# What to work on
Copy out the lines that include the word "components".

# Supplied information
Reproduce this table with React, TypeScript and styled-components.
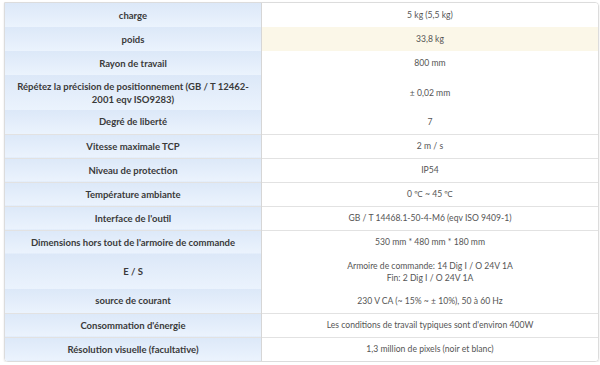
import React from 'react';
import styled, { createGlobalStyle } from 'styled-components';

const GlobalStyle = createGlobalStyle`
  html, body {
    margin: 0;
    padding: 0;
    background: #ffffff;
  }
  body {
    font-family: Lato, "Noto Sans", sans-serif;
  }
`;

const Page = styled.div`
  padding: 2px 3px 0 4px;
`;

const Frame = styled.div`
  width: 593px;
  border: 1px solid #dcdcdc;
  border-radius: 0 4px 4px 4px;
  box-shadow: 0 1px 2px rgba(0, 0, 0, 0.12);
  overflow: hidden;
`;

const Table = styled.table`
  width: 100%;
  border-collapse: collapse;
  table-layout: fixed;
`;

const Row = styled.tr<{ $tall?: boolean; $highlight?: boolean }>`
  height: ${(p) => (p.$tall ? '35px' : '24px')};
  background: ${(p) => (p.$highlight ? '#fbf7e8' : '#ffffff')};

  & + & > * {
    border-top: 1px solid #e2e2e2;
  }
`;

const Label = styled.th`
  width: 240px;
  padding: 0 8px;
  font-size: 9.5px;
  font-weight: 700;
  color: #3a3a3a;
  text-align: center;
  line-height: 13px;
  background: linear-gradient(to bottom, #dce8f8, #ebf3fd);
  border-right: 1px solid #d6d6d6;
`;

const Value = styled.td`
  padding: 0 10px;
  font-size: 8.6px;
  color: #555555;
  text-align: center;
  line-height: 12px;
`;

interface Spec {
  label: string;
  value: React.ReactNode;
  tall?: boolean;
  highlight?: boolean;
}

const specs: Spec[] = [
  { label: 'charge', value: '5 kg (5,5 kg)' },
  { label: 'poids', value: '33,8 kg', highlight: true },
  { label: 'Rayon de travail', value: '800 mm' },
  {
    label: 'Répétez la précision de positionnement (GB / T 12462-2001 eqv ISO9283)',
    value: '± 0,02 mm',
    tall: true,
  },
  { label: 'Degré de liberté', value: '7' },
  { label: 'Vitesse maximale TCP', value: '2 m / s' },
  { label: 'Niveau de protection', value: 'IP54' },
  { label: 'Température ambiante', value: '0 ℃ ~ 45 ℃' },
  { label: "Interface de l'outil", value: 'GB / T 14468.1-50-4-M6 (eqv ISO 9409-1)' },
  { label: "Dimensions hors tout de l'armoire de commande", value: '530 mm * 480 mm * 180 mm' },
  {
    label: 'E / S',
    value: (
      <>
        Armoire de commande: 14 Dig I / O 24V 1A
        <br />
        Fin: 2 Dig I / O 24V 1A
      </>
    ),
    tall: true,
  },
  { label: 'source de courant', value: '230 V CA (~ 15% ~ ± 10%), 50 à 60 Hz' },
  { label: "Consommation d'énergie", value: "Les conditions de travail typiques sont d'environ 400W" },
  { label: 'Résolution visuelle (facultative)', value: '1,3 million de pixels (noir et blanc)' },
];

const App: React.FC = () => (
  <>
    <GlobalStyle />
    <Page>
      <Frame>
        <Table>
          <tbody>
            {specs.map((s) => (
              <Row key={s.label} $tall={s.tall} $highlight={s.highlight}>
                <Label>{s.label}</Label>
                <Value>{s.value}</Value>
              </Row>
            ))}
          </tbody>
        </Table>
      </Frame>
    </Page>
  </>
);

export default App;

# Task result
Reproduce this table with React, TypeScript and styled-components.
import styled, { createGlobalStyle } from 'styled-components';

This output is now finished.